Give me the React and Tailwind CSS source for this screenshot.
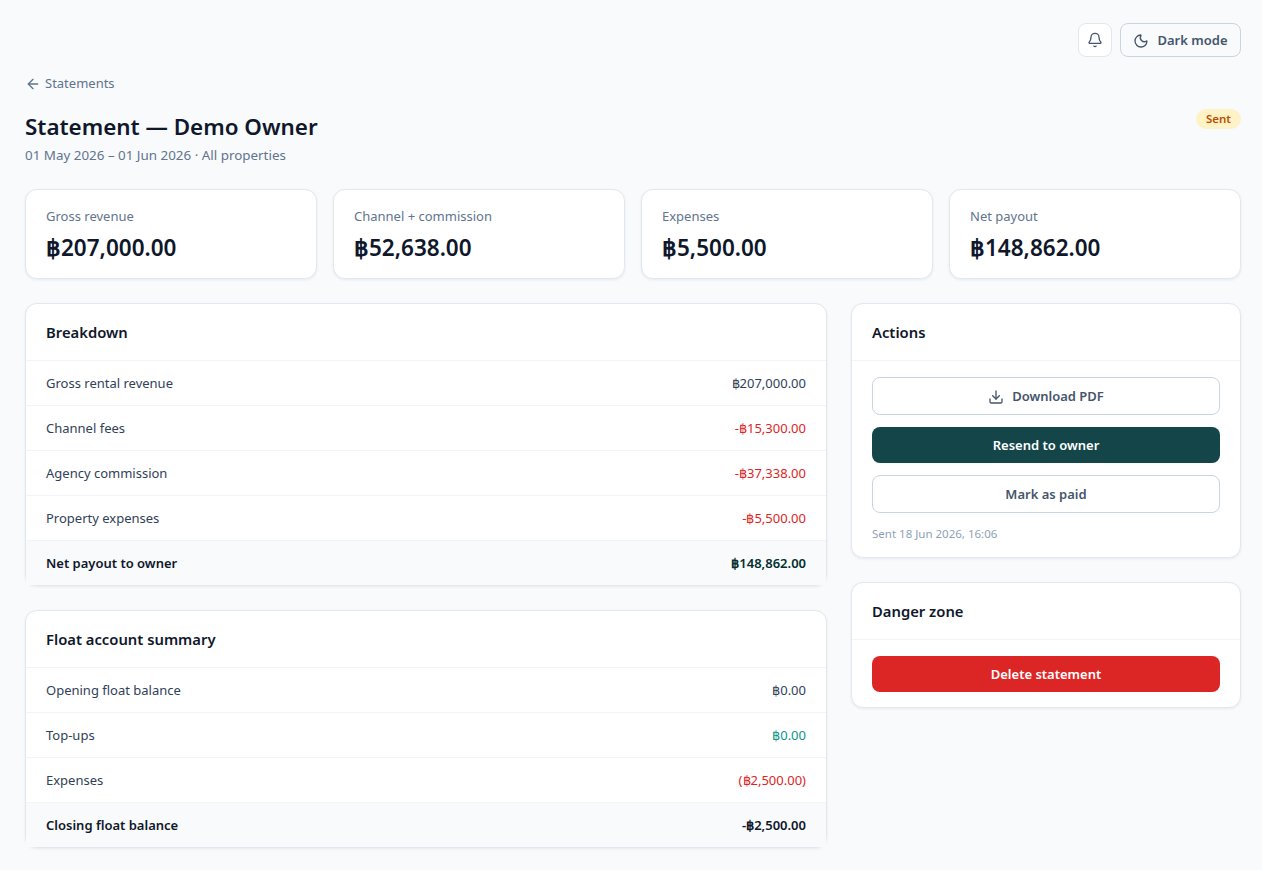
==
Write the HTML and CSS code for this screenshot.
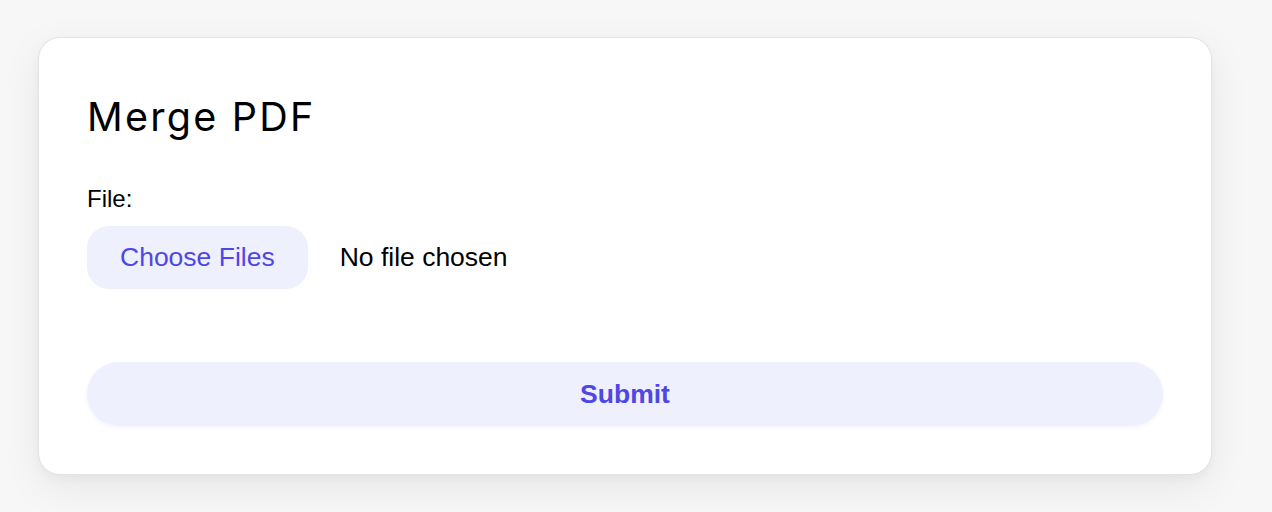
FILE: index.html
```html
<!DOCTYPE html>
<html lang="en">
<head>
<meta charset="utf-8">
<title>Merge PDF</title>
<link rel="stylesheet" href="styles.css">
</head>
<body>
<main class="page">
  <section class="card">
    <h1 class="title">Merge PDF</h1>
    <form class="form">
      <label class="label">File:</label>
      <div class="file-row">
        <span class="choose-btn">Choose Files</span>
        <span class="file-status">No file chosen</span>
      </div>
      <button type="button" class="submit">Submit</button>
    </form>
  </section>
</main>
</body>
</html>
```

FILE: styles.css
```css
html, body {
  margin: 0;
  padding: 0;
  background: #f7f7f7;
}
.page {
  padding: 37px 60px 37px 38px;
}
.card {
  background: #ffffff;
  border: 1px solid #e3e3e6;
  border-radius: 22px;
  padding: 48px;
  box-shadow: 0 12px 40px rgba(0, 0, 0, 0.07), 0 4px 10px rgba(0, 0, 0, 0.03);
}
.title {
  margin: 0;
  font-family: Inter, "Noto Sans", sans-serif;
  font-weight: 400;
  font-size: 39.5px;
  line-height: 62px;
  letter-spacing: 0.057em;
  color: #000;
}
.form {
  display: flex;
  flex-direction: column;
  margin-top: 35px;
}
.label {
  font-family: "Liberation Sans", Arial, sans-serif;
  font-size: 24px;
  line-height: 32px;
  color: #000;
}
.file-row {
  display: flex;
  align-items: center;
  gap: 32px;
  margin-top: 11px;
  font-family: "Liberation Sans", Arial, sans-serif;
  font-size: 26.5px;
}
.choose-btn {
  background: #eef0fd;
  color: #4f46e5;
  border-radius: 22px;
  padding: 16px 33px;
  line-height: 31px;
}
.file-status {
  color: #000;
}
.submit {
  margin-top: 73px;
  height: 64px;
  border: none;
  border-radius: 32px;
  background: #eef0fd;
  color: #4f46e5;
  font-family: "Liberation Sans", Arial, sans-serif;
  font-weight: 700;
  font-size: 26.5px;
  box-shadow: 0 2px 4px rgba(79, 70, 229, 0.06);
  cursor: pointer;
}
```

_To do_
Report how many lines in the records above contain the word "this", giving only the number.

_Exercise answer_
2